§ Work required: Below are records to repeat exactly. Omit the pictures from the copy.

== Recorded information

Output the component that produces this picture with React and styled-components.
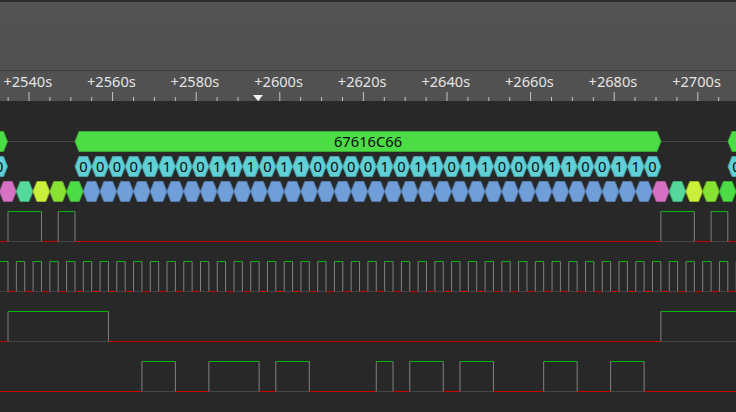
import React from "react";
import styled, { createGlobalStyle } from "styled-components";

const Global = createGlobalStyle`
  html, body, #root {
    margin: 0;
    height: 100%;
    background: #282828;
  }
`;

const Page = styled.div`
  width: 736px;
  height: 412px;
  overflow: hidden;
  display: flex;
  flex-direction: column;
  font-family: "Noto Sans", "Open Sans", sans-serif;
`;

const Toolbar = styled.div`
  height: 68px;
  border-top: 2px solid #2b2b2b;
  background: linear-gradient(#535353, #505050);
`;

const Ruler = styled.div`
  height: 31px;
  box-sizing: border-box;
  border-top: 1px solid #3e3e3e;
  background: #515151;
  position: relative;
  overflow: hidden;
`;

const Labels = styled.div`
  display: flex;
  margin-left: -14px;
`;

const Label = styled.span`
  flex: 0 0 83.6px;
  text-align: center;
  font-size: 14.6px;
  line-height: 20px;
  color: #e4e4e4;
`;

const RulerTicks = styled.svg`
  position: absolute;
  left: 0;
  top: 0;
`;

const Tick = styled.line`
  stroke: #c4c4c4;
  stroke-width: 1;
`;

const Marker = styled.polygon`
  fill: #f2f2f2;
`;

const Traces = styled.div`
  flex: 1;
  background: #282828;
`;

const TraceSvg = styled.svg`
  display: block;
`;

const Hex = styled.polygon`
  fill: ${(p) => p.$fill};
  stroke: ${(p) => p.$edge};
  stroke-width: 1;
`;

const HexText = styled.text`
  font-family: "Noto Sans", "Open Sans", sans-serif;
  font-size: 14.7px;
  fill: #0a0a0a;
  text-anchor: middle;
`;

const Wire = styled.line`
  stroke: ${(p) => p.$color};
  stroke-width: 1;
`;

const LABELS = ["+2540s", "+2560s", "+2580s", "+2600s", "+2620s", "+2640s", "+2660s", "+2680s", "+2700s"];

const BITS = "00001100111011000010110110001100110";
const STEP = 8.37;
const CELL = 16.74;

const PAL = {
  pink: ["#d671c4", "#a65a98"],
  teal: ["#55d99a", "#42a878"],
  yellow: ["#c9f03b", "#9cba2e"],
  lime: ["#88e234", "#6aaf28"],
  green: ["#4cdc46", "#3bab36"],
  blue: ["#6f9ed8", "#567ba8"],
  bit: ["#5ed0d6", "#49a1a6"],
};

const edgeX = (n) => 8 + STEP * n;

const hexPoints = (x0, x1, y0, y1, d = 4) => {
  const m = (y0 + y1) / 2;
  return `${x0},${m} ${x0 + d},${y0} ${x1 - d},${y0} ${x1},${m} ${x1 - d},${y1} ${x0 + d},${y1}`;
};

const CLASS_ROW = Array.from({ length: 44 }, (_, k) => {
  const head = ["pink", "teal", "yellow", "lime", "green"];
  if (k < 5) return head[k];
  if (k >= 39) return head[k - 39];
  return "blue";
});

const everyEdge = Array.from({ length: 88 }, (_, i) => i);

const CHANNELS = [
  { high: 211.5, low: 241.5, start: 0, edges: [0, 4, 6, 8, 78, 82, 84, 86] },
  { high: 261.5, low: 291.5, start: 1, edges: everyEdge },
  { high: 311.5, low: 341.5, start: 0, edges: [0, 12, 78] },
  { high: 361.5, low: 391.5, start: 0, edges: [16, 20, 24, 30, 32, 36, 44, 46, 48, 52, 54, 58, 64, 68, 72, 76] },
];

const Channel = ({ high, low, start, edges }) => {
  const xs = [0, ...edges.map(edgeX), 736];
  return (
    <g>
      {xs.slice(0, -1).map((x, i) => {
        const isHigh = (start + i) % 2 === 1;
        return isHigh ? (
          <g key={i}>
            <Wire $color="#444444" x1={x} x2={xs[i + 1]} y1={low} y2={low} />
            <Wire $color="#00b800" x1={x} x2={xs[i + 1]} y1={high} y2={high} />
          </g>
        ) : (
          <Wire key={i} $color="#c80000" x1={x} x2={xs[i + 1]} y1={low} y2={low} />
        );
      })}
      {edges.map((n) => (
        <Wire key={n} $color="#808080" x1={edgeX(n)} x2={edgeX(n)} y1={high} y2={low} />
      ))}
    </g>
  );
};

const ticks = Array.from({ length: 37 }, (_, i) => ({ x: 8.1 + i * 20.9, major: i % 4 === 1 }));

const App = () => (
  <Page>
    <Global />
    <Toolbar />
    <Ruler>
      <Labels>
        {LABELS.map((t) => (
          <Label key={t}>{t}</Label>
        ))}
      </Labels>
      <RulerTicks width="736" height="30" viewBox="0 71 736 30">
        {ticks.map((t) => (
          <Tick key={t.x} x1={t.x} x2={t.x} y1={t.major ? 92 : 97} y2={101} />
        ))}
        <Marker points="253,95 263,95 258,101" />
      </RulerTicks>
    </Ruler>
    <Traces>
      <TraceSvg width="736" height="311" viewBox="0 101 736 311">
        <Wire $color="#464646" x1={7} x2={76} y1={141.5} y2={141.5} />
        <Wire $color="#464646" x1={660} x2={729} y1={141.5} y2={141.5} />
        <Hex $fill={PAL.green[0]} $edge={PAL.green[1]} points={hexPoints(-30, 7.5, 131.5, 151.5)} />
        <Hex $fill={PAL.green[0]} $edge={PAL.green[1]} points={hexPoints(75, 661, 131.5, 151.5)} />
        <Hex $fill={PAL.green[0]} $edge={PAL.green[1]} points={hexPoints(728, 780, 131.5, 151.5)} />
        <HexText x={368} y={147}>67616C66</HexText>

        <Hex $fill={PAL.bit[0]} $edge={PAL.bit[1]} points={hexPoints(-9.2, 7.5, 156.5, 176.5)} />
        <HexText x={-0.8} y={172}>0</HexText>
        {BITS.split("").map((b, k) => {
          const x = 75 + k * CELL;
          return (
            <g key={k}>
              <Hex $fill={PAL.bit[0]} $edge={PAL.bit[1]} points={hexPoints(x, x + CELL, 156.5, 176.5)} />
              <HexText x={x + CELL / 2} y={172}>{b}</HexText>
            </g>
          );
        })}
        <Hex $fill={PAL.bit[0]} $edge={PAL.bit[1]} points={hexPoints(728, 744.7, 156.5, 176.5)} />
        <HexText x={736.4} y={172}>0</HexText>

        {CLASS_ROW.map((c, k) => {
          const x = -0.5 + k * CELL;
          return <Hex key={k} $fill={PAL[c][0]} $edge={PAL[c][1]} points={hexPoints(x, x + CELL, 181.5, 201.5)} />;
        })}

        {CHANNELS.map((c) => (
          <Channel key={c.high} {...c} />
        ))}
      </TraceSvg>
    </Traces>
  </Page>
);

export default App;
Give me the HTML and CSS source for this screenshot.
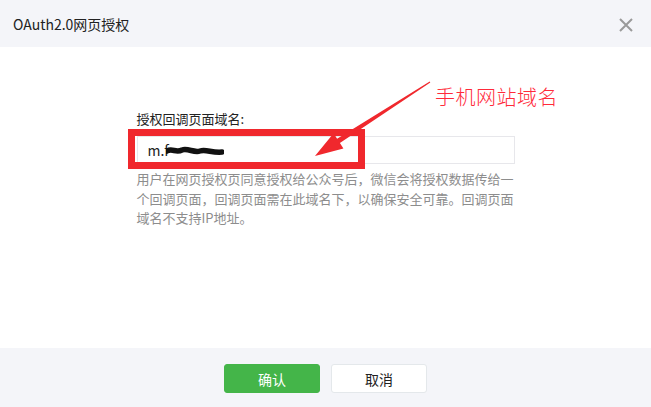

====

§ Output:
Output the component that produces this picture with React and styled-components.
import React from "react";
import styled, { createGlobalStyle } from "styled-components";

const Global = createGlobalStyle`
  html, body, #root {
    margin: 0;
    height: 100%;
    background: #282828;
  }
`;

const Page = styled.div`
  width: 736px;
  height: 412px;
  overflow: hidden;
  display: flex;
  flex-direction: column;
  font-family: "Noto Sans", "Open Sans", sans-serif;
`;

const Toolbar = styled.div`
  height: 68px;
  border-top: 2px solid #2b2b2b;
  background: linear-gradient(#535353, #505050);
`;

const Ruler = styled.div`
  height: 31px;
  box-sizing: border-box;
  border-top: 1px solid #3e3e3e;
  background: #515151;
  position: relative;
  overflow: hidden;
`;

const Labels = styled.div`
  display: flex;
  margin-left: -14px;
`;

const Label = styled.span`
  flex: 0 0 83.6px;
  text-align: center;
  font-size: 14.6px;
  line-height: 20px;
  color: #e4e4e4;
`;

const RulerTicks = styled.svg`
  position: absolute;
  left: 0;
  top: 0;
`;

const Tick = styled.line`
  stroke: #c4c4c4;
  stroke-width: 1;
`;

const Marker = styled.polygon`
  fill: #f2f2f2;
`;

const Traces = styled.div`
  flex: 1;
  background: #282828;
`;

const TraceSvg = styled.svg`
  display: block;
`;

const Hex = styled.polygon`
  fill: ${(p) => p.$fill};
  stroke: ${(p) => p.$edge};
  stroke-width: 1;
`;

const HexText = styled.text`
  font-family: "Noto Sans", "Open Sans", sans-serif;
  font-size: 14.7px;
  fill: #0a0a0a;
  text-anchor: middle;
`;

const Wire = styled.line`
  stroke: ${(p) => p.$color};
  stroke-width: 1;
`;

const LABELS = ["+2540s", "+2560s", "+2580s", "+2600s", "+2620s", "+2640s", "+2660s", "+2680s", "+2700s"];

const BITS = "00001100111011000010110110001100110";
const STEP = 8.37;
const CELL = 16.74;

const PAL = {
  pink: ["#d671c4", "#a65a98"],
  teal: ["#55d99a", "#42a878"],
  yellow: ["#c9f03b", "#9cba2e"],
  lime: ["#88e234", "#6aaf28"],
  green: ["#4cdc46", "#3bab36"],
  blue: ["#6f9ed8", "#567ba8"],
  bit: ["#5ed0d6", "#49a1a6"],
};

const edgeX = (n) => 8 + STEP * n;

const hexPoints = (x0, x1, y0, y1, d = 4) => {
  const m = (y0 + y1) / 2;
  return `${x0},${m} ${x0 + d},${y0} ${x1 - d},${y0} ${x1},${m} ${x1 - d},${y1} ${x0 + d},${y1}`;
};

const CLASS_ROW = Array.from({ length: 44 }, (_, k) => {
  const head = ["pink", "teal", "yellow", "lime", "green"];
  if (k < 5) return head[k];
  if (k >= 39) return head[k - 39];
  return "blue";
});

const everyEdge = Array.from({ length: 88 }, (_, i) => i);

const CHANNELS = [
  { high: 211.5, low: 241.5, start: 0, edges: [0, 4, 6, 8, 78, 82, 84, 86] },
  { high: 261.5, low: 291.5, start: 1, edges: everyEdge },
  { high: 311.5, low: 341.5, start: 0, edges: [0, 12, 78] },
  { high: 361.5, low: 391.5, start: 0, edges: [16, 20, 24, 30, 32, 36, 44, 46, 48, 52, 54, 58, 64, 68, 72, 76] },
];

const Channel = ({ high, low, start, edges }) => {
  const xs = [0, ...edges.map(edgeX), 736];
  return (
    <g>
      {xs.slice(0, -1).map((x, i) => {
        const isHigh = (start + i) % 2 === 1;
        return isHigh ? (
          <g key={i}>
            <Wire $color="#444444" x1={x} x2={xs[i + 1]} y1={low} y2={low} />
            <Wire $color="#00b800" x1={x} x2={xs[i + 1]} y1={high} y2={high} />
          </g>
        ) : (
          <Wire key={i} $color="#c80000" x1={x} x2={xs[i + 1]} y1={low} y2={low} />
        );
      })}
      {edges.map((n) => (
        <Wire key={n} $color="#808080" x1={edgeX(n)} x2={edgeX(n)} y1={high} y2={low} />
      ))}
    </g>
  );
};

const ticks = Array.from({ length: 37 }, (_, i) => ({ x: 8.1 + i * 20.9, major: i % 4 === 1 }));

const App = () => (
  <Page>
    <Global />
    <Toolbar />
    <Ruler>
      <Labels>
        {LABELS.map((t) => (
          <Label key={t}>{t}</Label>
        ))}
      </Labels>
      <RulerTicks width="736" height="30" viewBox="0 71 736 30">
        {ticks.map((t) => (
          <Tick key={t.x} x1={t.x} x2={t.x} y1={t.major ? 92 : 97} y2={101} />
        ))}
        <Marker points="253,95 263,95 258,101" />
      </RulerTicks>
    </Ruler>
    <Traces>
      <TraceSvg width="736" height="311" viewBox="0 101 736 311">
        <Wire $color="#464646" x1={7} x2={76} y1={141.5} y2={141.5} />
        <Wire $color="#464646" x1={660} x2={729} y1={141.5} y2={141.5} />
        <Hex $fill={PAL.green[0]} $edge={PAL.green[1]} points={hexPoints(-30, 7.5, 131.5, 151.5)} />
        <Hex $fill={PAL.green[0]} $edge={PAL.green[1]} points={hexPoints(75, 661, 131.5, 151.5)} />
        <Hex $fill={PAL.green[0]} $edge={PAL.green[1]} points={hexPoints(728, 780, 131.5, 151.5)} />
        <HexText x={368} y={147}>67616C66</HexText>

        <Hex $fill={PAL.bit[0]} $edge={PAL.bit[1]} points={hexPoints(-9.2, 7.5, 156.5, 176.5)} />
        <HexText x={-0.8} y={172}>0</HexText>
        {BITS.split("").map((b, k) => {
          const x = 75 + k * CELL;
          return (
            <g key={k}>
              <Hex $fill={PAL.bit[0]} $edge={PAL.bit[1]} points={hexPoints(x, x + CELL, 156.5, 176.5)} />
              <HexText x={x + CELL / 2} y={172}>{b}</HexText>
            </g>
          );
        })}
        <Hex $fill={PAL.bit[0]} $edge={PAL.bit[1]} points={hexPoints(728, 744.7, 156.5, 176.5)} />
        <HexText x={736.4} y={172}>0</HexText>

        {CLASS_ROW.map((c, k) => {
          const x = -0.5 + k * CELL;
          return <Hex key={k} $fill={PAL[c][0]} $edge={PAL[c][1]} points={hexPoints(x, x + CELL, 181.5, 201.5)} />;
        })}

        {CHANNELS.map((c) => (
          <Channel key={c.high} {...c} />
        ))}
      </TraceSvg>
    </Traces>
  </Page>
);

export default App;
Give me the HTML and CSS source for this screenshot.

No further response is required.